2.State Law Claim for Malicious Prosecution
Plaintiff also asserts a state law claim for malicious prosecution against Santos. Plaintiff concedes that defendant Santos was not acting within the scope of his employment, and was instead acting in a personal capacity at all times relevant to this action. As such, defendant Santos is subject to the one year statute of limitations under N.Y. C.P.L.R. 215(3) for malicious prosecution, and not the one year and ninety-days statute of limitations under N.Y. Gen. L. § 50-i(1) for claims of malicious prosecution against municipalities. See Niles v. City of Oneida, No. 6:06-CV-1492 (GTS/GHL), 2009 U.S. Dist. LEXIS 24933, at *9--18 & n.3 (N.D.N.Y. Mar. 25, 2009) (citing cases). A cause of action for malicious prosecution under New York law accrues on the date that the proceeding is terminated in favor of the plaintiff. Mejia v. City of New York, 228 F. Supp. 2d 234 (E.D.N.Y. 2002). Therefore, plaintiff's action was time-barred as of one year from the date of the disposition of the action against her, which was October 4, 2007. Because plaintiff instituted this action on October 14, 2008, one year and ten days later, her action is not timely. Plaintiff has offered no argument in opposition. Accordingly, summary judgment is granted as to plaintiff's state law malicious prosecution claims against defendant Santos.
D.Other Claims Against the Individual Defendants
1.Failure to Intervene
A police officer "has an affirmative duty to intercede on the behalf of a citizen whose constitutional rights are being violated in his presence by other officers." O'Neill v. Krzeminski, 839 F.2d 9, 11 (2d Cir. 1988). Failure to intervene to prevent unlawful arrest can be grounds for liability under § 1983. Id. However, police officers are immune from suit for failure to intervene if the qualified immunity test is met. Ricciuti, 124 F.3d at 129.
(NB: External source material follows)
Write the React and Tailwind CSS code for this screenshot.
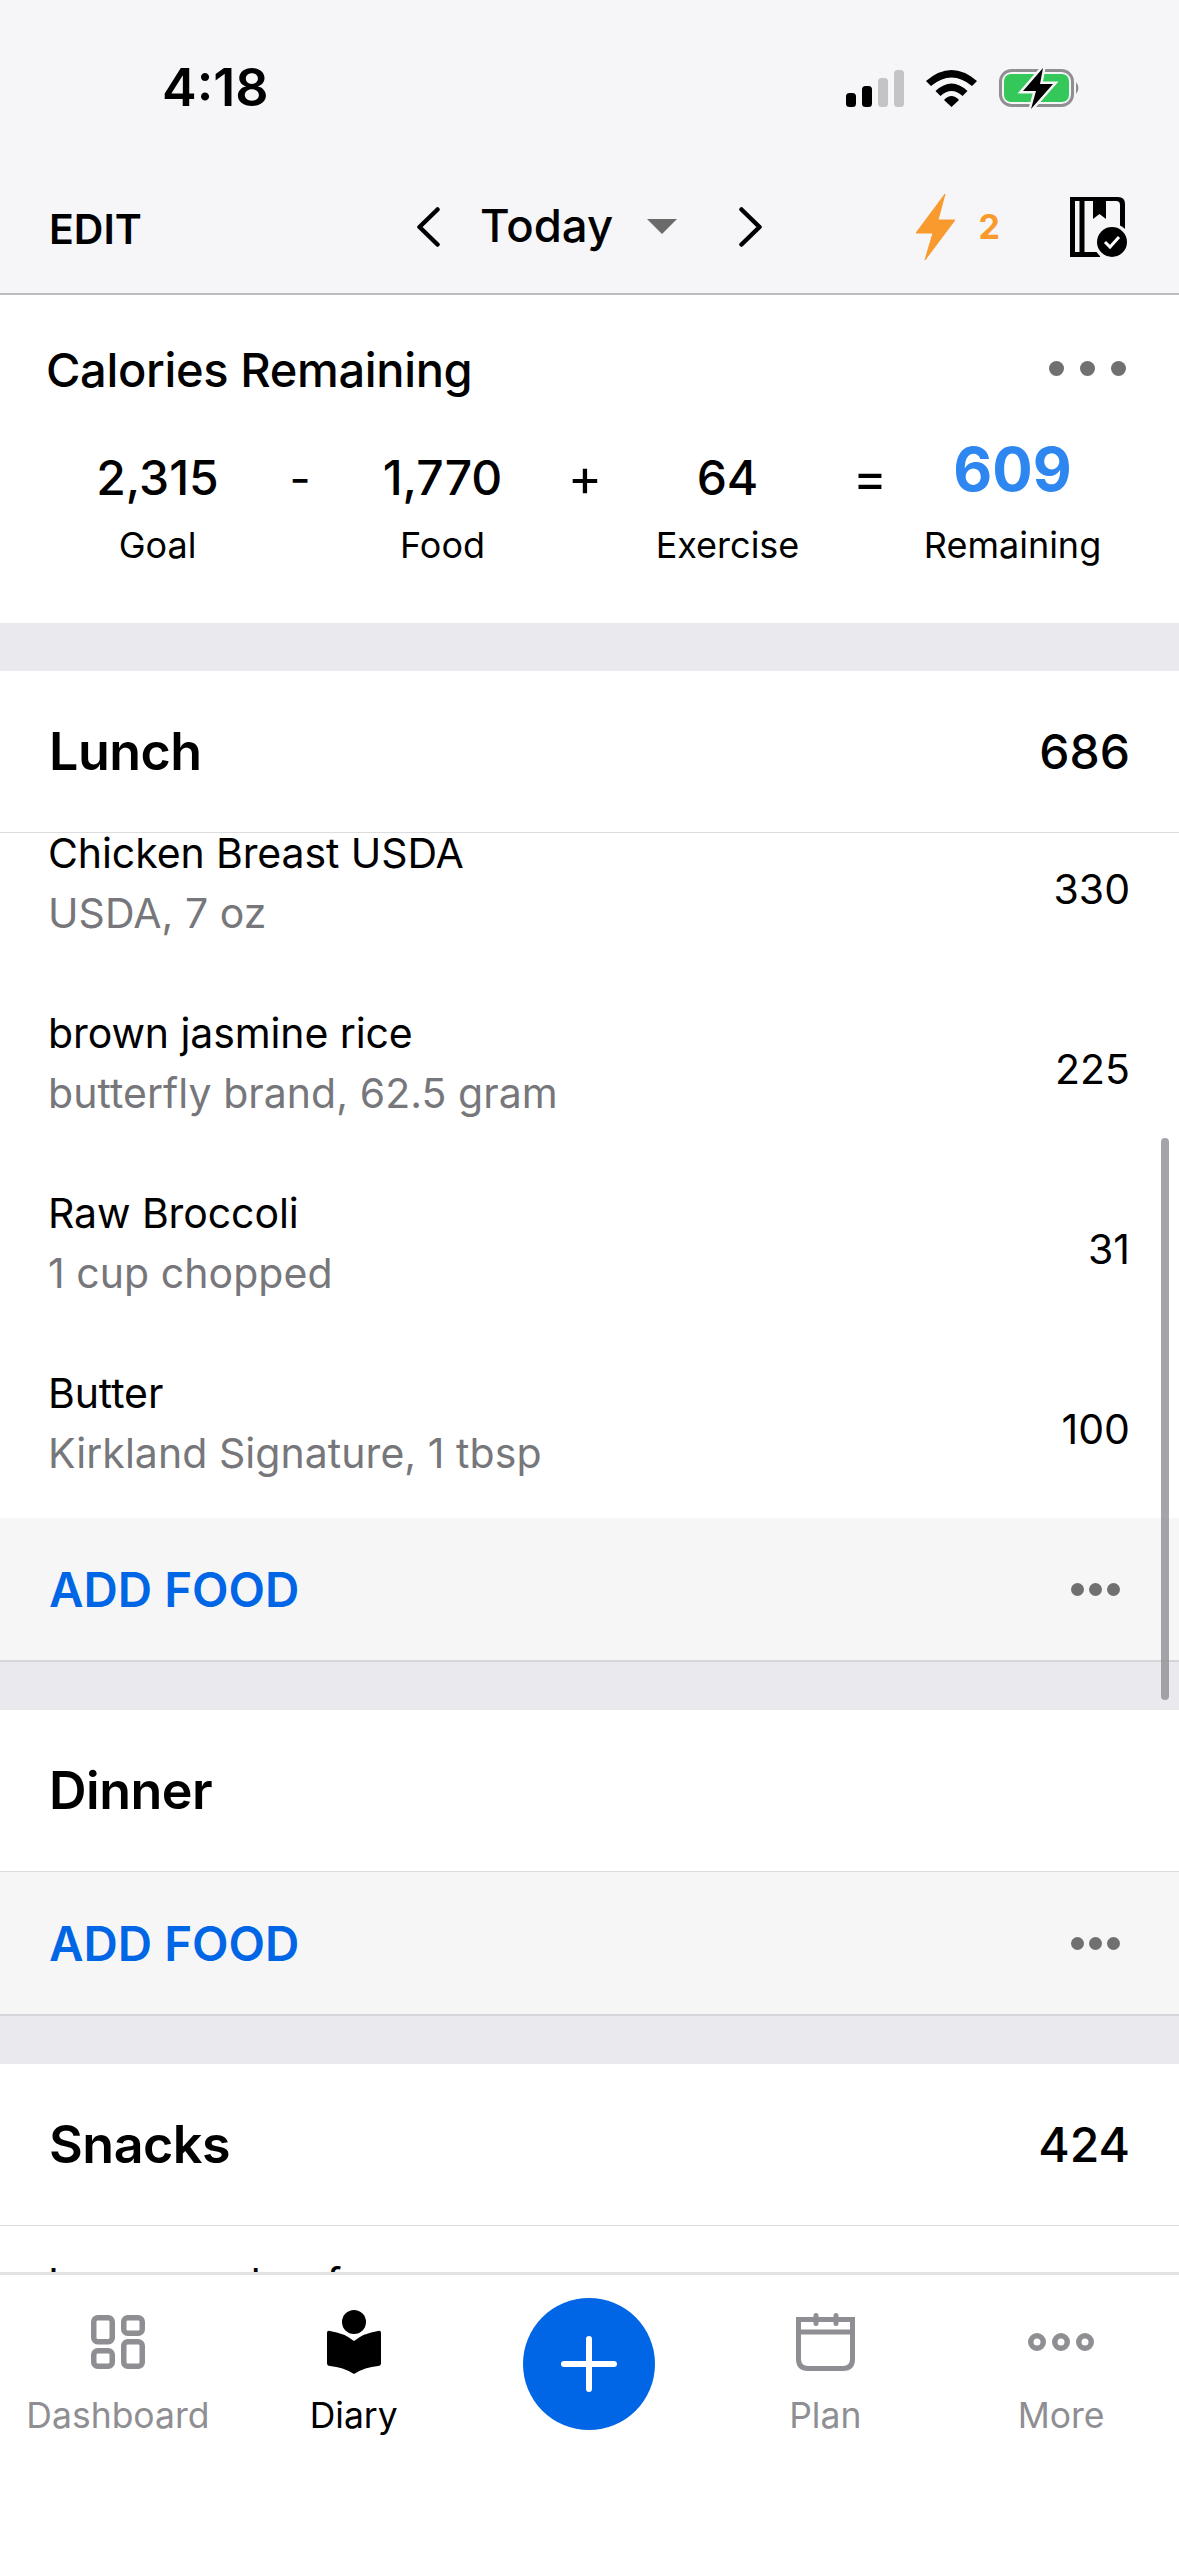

Plaintiff's complaint suggests a potential claim of failure to intervene under § 1983, which claim the City Defendants address in their brief. (Compl. (Doc. 1), at ¶ 17; Defs.' Mem. Law in Support of Summ. J. ¶¶ 14--15.) However, plaintiff failed to address City Defendants' arguments in this regard, and any such claim has been abandoned. See Ostroski, 443 F. Supp. 2d at 340; Taylor, 269 F. Supp. 2d at 75. Moreover, even taking as true the facts as plaintiff alleges them, they fail to support such a claim. As discussed above, plaintiff's arrest did not violate her constitutional rights as it was predicated on probable cause. And, as noted, both Detective McDonald and Sergeant Gilbert each were entitled to qualified immunity.
Plaintiff also alludes to, without explicitly pleading, a conspiracy claim. A § 1983 conspiracy claim requires "(1) an agreement between two or more state actors or a state actor and a private party; (2) to act in concert to inflict an unconstitutional injury; and (3) an overt act done in furtherance of that goal causing damages." Martinez v. Golding, 499 F. Supp. 2d 561, 570 (S.D.N.Y. 2007). Plaintiff's claim fails.
Plaintiff makes vague and broad references to a general scheme to protect defendant Santos as a police officer, as well as an implicit agreement to act with defendant Santos to falsely arrest and prosecute plaintiff. However, plaintiff does not point to any facts to support such a claim, let alone raised a genuine and material disputed issue of fact. To say that a conspiracy must have existed because (1) to plaintiff's mind, the evidence to support probable cause was thin or nonexistent, and (2) the defendants had opportunity to speak prior to her arrest, is sheer speculation and wholly conclusory. In fact, plaintiff concedes there was no relationship between defendant Santos and Detective McDonald or Sergeant Gilbert prior to defendant Santos's complaint. (Rodriguez Dep. II, at 192.) As noted above, these officers had not worked personally with Santos, nor had they socialized with him. Even taking plaintiff's version of the facts as true, a relationship is insufficient to support a conspiracy theory involving Lieutenant Ferraro and defendant Santos, let alone the alleged arresting officer(s). Once again, plaintiff can point only to defendant Santos's potential motive to falsely accuse her of a crime. This is insufficient to support a conspiracy theory. See Parisi, 2009 U.S. Dist. LEXIS 112388, at *42.
Moreover, as discussed above, there was probable cause to arrest plaintiff, and therefore there was no constitutional injury. Plaintiff does not allege that the facts offered to support probable cause were fabricated by Detective McDonald or Sergeant Gilbert in furtherance of a conspiracy. In fact, she does not dispute most of the factual allegations made by defendant Santos in his complaint, nor does she dispute the information allegedly communicated to Detective McDonald by Lieutenant Ferraro. Any conspiracy claim is therefore dismissed.
For the reasons set forth in this Memorandum and Order, the motions for summary judgment of City Defendants (Doc. No. 70) and defendant Angel Santos (Doc. No. 71) are GRANTED, and the complaint is dismissed in its entirety as against all defendants. As this Order disposes of all of plaintiff's outstanding claims, the Clerk of Court is directed to enter judgment in accordance with this Order, and to close this case.